From the listing, collect all lines containing the word "components".

● ● ● ●

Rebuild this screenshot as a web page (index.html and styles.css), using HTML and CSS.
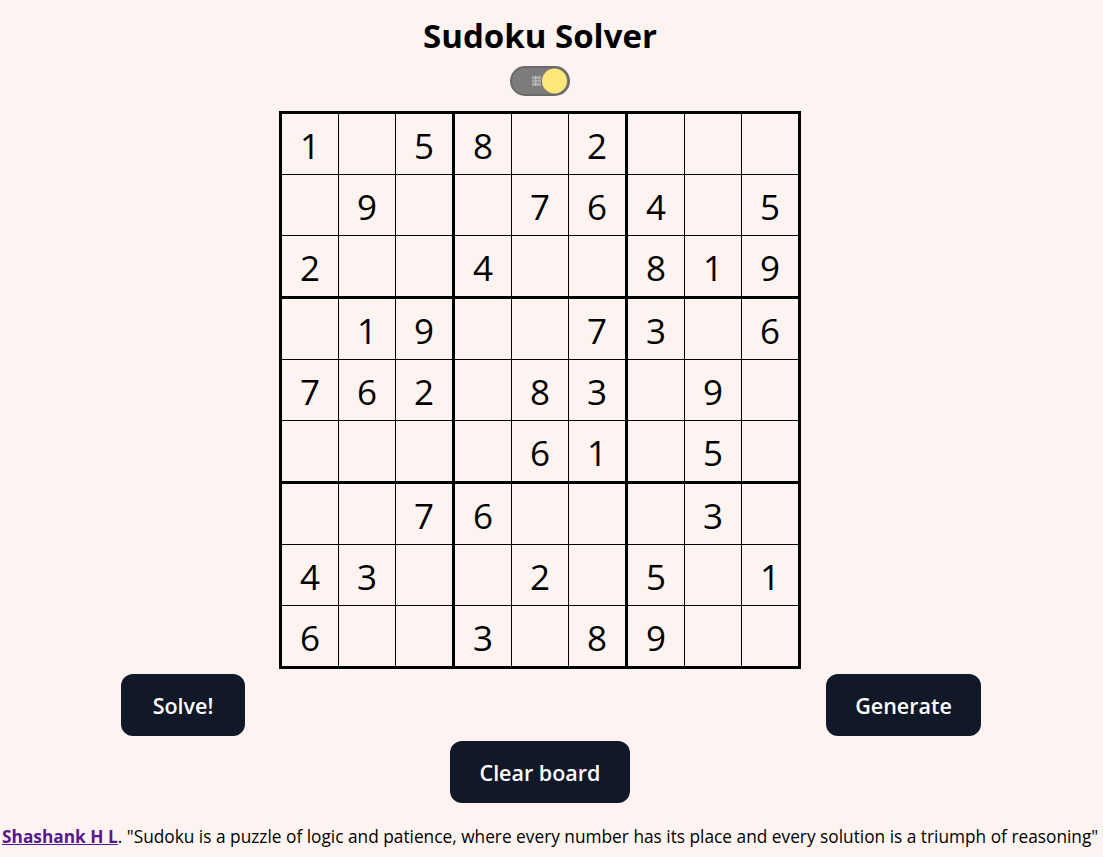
FILE: index.html
```html
<!DOCTYPE html>
<html lang="en">
<head>
<meta charset="utf-8">
<title>Sudoku Solver</title>
<link rel="stylesheet" href="styles.css">
</head>
<body>
<div class="center-col">
  <h1 class="title">Sudoku Solver</h1>
  <div class="toggle-wrap">
    <button class="toggle" aria-label="Toggle theme">
      <svg width="60" height="30" viewBox="0 0 60 30">
        <rect x="1" y="1" width="58" height="28" rx="14" ry="14" fill="#7d7b7b" stroke="#6b6969" stroke-width="2"/>
        <rect x="22" y="10" width="9" height="10" fill="#a9a7a7"/>
        <line x1="22" y1="13.5" x2="31" y2="13.5" stroke="#8e8c8c" stroke-width="1"/>
        <line x1="22" y1="16.5" x2="31" y2="16.5" stroke="#8e8c8c" stroke-width="1"/>
        <line x1="25.5" y1="10" x2="25.5" y2="20" stroke="#bdbbbb" stroke-width="1"/>
        <circle cx="44.5" cy="15" r="12.5" fill="#fde779"/>
      </svg>
    </button>
  </div>
  <div class="board">
    <div class="cell">1</div><div class="cell"></div><div class="cell c3">5</div><div class="cell">8</div><div class="cell"></div><div class="cell c3">2</div><div class="cell"></div><div class="cell"></div><div class="cell c9"></div>
    <div class="cell"></div><div class="cell">9</div><div class="cell c3"></div><div class="cell"></div><div class="cell">7</div><div class="cell c3">6</div><div class="cell">4</div><div class="cell"></div><div class="cell c9">5</div>
    <div class="cell r3">2</div><div class="cell r3"></div><div class="cell r3 c3"></div><div class="cell r3">4</div><div class="cell r3"></div><div class="cell r3 c3"></div><div class="cell r3">8</div><div class="cell r3">1</div><div class="cell r3 c9">9</div>
    <div class="cell"></div><div class="cell">1</div><div class="cell c3">9</div><div class="cell"></div><div class="cell"></div><div class="cell c3">7</div><div class="cell">3</div><div class="cell"></div><div class="cell c9">6</div>
    <div class="cell">7</div><div class="cell">6</div><div class="cell c3">2</div><div class="cell"></div><div class="cell">8</div><div class="cell c3">3</div><div class="cell"></div><div class="cell">9</div><div class="cell c9"></div>
    <div class="cell r3"></div><div class="cell r3"></div><div class="cell r3 c3"></div><div class="cell r3"></div><div class="cell r3">6</div><div class="cell r3 c3">1</div><div class="cell r3"></div><div class="cell r3">5</div><div class="cell r3 c9"></div>
    <div class="cell"></div><div class="cell"></div><div class="cell c3">7</div><div class="cell">6</div><div class="cell"></div><div class="cell c3"></div><div class="cell"></div><div class="cell">3</div><div class="cell c9"></div>
    <div class="cell">4</div><div class="cell">3</div><div class="cell c3"></div><div class="cell"></div><div class="cell">2</div><div class="cell c3"></div><div class="cell">5</div><div class="cell"></div><div class="cell c9">1</div>
    <div class="cell r9">6</div><div class="cell r9"></div><div class="cell r9 c3"></div><div class="cell r9">3</div><div class="cell r9"></div><div class="cell r9 c3">8</div><div class="cell r9">9</div><div class="cell r9"></div><div class="cell r9 c9"></div>
  </div>
</div>
<div class="btn-row">
  <button class="btn btn-solve">Solve!</button>
  <button class="btn btn-generate">Generate</button>
</div>
<div class="center-col">
  <button class="btn btn-clear">Clear board</button>
</div>
<p class="footer"><a href="#" class="author">Shashank H L</a>. "Sudoku is a puzzle of logic and patience, where every number has its place and every solution is a triumph of reasoning"</p>
</body>
</html>
```

FILE: styles.css
```css
html, body {
  margin: 0;
  padding: 0;
}
body {
  background: #fdf4f2;
  font-family: "Open Sans", "Noto Sans", sans-serif;
  color: #000;
}
.center-col {
  width: 1080px;
  display: flex;
  flex-direction: column;
  align-items: center;
}
.title {
  font-size: 33px;
  font-weight: 700;
  margin: 14px 0 0 0;
  line-height: 44px;
}
.toggle-wrap {
  margin-top: 8px;
  height: 30px;
}
.toggle {
  border: 0;
  padding: 0;
  background: none;
  display: block;
  width: 60px;
  height: 30px;
}
.toggle svg {
  display: block;
}
.board {
  margin-top: 15px;
  display: grid;
  grid-template-columns: repeat(9, auto);
  border: 3px solid #000;
}
.cell {
  width: 56px;
  height: 58px;
  border-right: 1px solid #000;
  border-bottom: 1px solid #000;
  display: flex;
  align-items: center;
  justify-content: center;
  font-size: 35px;
  line-height: 1;
  padding-top: 2px;
  box-sizing: content-box;
}
.cell.c3 {
  border-right: 3px solid #000;
}
.cell.c9 {
  border-right: 0;
}
.cell.r3 {
  border-bottom: 3px solid #000;
}
.cell.r9 {
  border-bottom: 0;
}
.btn-row {
  display: flex;
  justify-content: space-between;
  padding: 0 122px 0 121px;
  margin-top: 5px;
}
.btn {
  background: #111827;
  color: #fff;
  border: 0;
  border-radius: 12px;
  height: 62px;
  font-family: "Open Sans", "Noto Sans", sans-serif;
  font-size: 21.5px;
  font-weight: 600;
  padding: 0;
}
.btn-solve {
  width: 124px;
}
.btn-generate {
  width: 155px;
}
.btn-clear {
  width: 180px;
  margin-top: 5px;
}
.footer {
  margin: 22px 0 0 2px;
  font-size: 17.3px;
  line-height: 24px;
  white-space: nowrap;
}
.author {
  color: #551a8b;
  font-weight: 700;
}
```
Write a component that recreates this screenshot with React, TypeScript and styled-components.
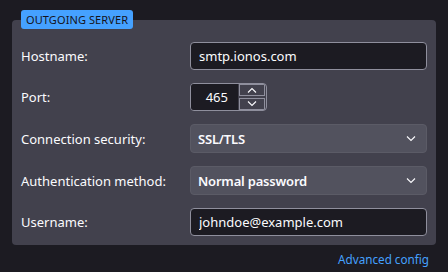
import React from 'react'
import styled, { createGlobalStyle } from 'styled-components'

const GlobalStyle = createGlobalStyle`
  body {
    margin: 0;
    background: #1c1b22;
    color: #fbfbfe;
    font-family: 'Noto Sans', 'Open Sans', sans-serif;
    font-size: 13px;
  }
`

function Chevron({ up }: { up?: boolean }) {
  return (
    <svg width='10' height='6' viewBox='0 0 10 6' fill='none'>
      <path
        d={up ? 'M1 5.5L5 1.5L9 5.5' : 'M1 0.5L5 4.5L9 0.5'}
        stroke='#fbfbfe'
        strokeWidth='1.1'
      />
    </svg>
  )
}

function App() {
  return (
    <React.Fragment>
      <GlobalStyle />
      <Page>
        <Panel>
          <Legend>OUTGOING SERVER</Legend>
          <Grid>
            <Label>Hostname:</Label>
            <TextField defaultValue='smtp.ionos.com' />

            <Label>Port:</Label>
            <Spinner>
              <NumberField defaultValue='465' />
              <SpinButtons>
                <SpinButton>
                  <Chevron up />
                </SpinButton>
                <SpinButton>
                  <Chevron />
                </SpinButton>
              </SpinButtons>
            </Spinner>

            <Label>Connection security:</Label>
            <Select>
              <span>SSL/TLS</span>
              <Chevron />
            </Select>

            <Label>Authentication method:</Label>
            <Select>
              <span>Normal password</span>
              <Chevron />
            </Select>

            <Label>Username:</Label>
            <TextField defaultValue='johndoe@example.com' />
          </Grid>
        </Panel>
        <Footer>
          <Link href='#'>Advanced config</Link>
        </Footer>
      </Page>
    </React.Fragment>
  )
}

const Page = styled.div`
  padding: 10px 12px 0;
`

const Panel = styled.fieldset`
  margin: 0;
  border: 0;
  border-radius: 4px;
  background: #42414d;
  padding: 0 9px 9px;
  min-width: 0;
`

const Legend = styled.legend`
  padding: 0 5px;
  height: 19px;
  line-height: 19px;
  border-radius: 3px;
  background: #45a1ff;
  color: #15141a;
  font-size: 11px;
  letter-spacing: 0.1px;
`

const Grid = styled.div`
  display: grid;
  grid-template-columns: 169px 1fr;
  row-gap: 13px;
  align-items: center;
  margin-top: 13px;
`

const Label = styled.label`
  line-height: 28px;
`

const TextField = styled.input`
  box-sizing: border-box;
  height: 28px;
  width: 100%;
  padding: 0 8px;
  border: 1px solid #8f8f9d;
  border-radius: 4px;
  background: #1c1b22;
  color: #fbfbfe;
  font: inherit;
  outline: none;
`

const Spinner = styled.div`
  box-sizing: border-box;
  display: flex;
  width: 77px;
  height: 28px;
  border: 1px solid #8f8f9d;
  border-radius: 4px;
  background: #42414d;
  overflow: hidden;
`

const NumberField = styled.input`
  box-sizing: border-box;
  width: 47px;
  height: 100%;
  padding: 0 10px 0 0;
  border: 0;
  background: #1c1b22;
  color: #fbfbfe;
  font: inherit;
  text-align: right;
  outline: none;
`

const SpinButtons = styled.div`
  display: flex;
  flex-direction: column;
  justify-content: center;
  gap: 2px;
  padding: 0 1px;
`

const SpinButton = styled.div`
  box-sizing: border-box;
  width: 26px;
  height: 12px;
  border: 1px solid #8f8f9d;
  display: flex;
  align-items: center;
  justify-content: center;
`

const Select = styled.div`
  box-sizing: border-box;
  height: 29px;
  display: flex;
  align-items: center;
  justify-content: space-between;
  padding: 0 10px 0 7px;
  border: 1px solid #5b5b66;
  border-radius: 4px;
  background: #52525e;
  font-weight: 600;
  letter-spacing: -0.2px;
`

const Footer = styled.div`
  display: flex;
  justify-content: flex-end;
  padding: 6px 7px 0;
`

const Link = styled.a`
  color: #45a1ff;
  font-size: 11.7px;
  text-decoration: none;
`

export default App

● ● ● ●

▸ **Task result**
Write a component that recreates this screenshot with React, TypeScript and styled-components.
import styled, { createGlobalStyle } from 'styled-components'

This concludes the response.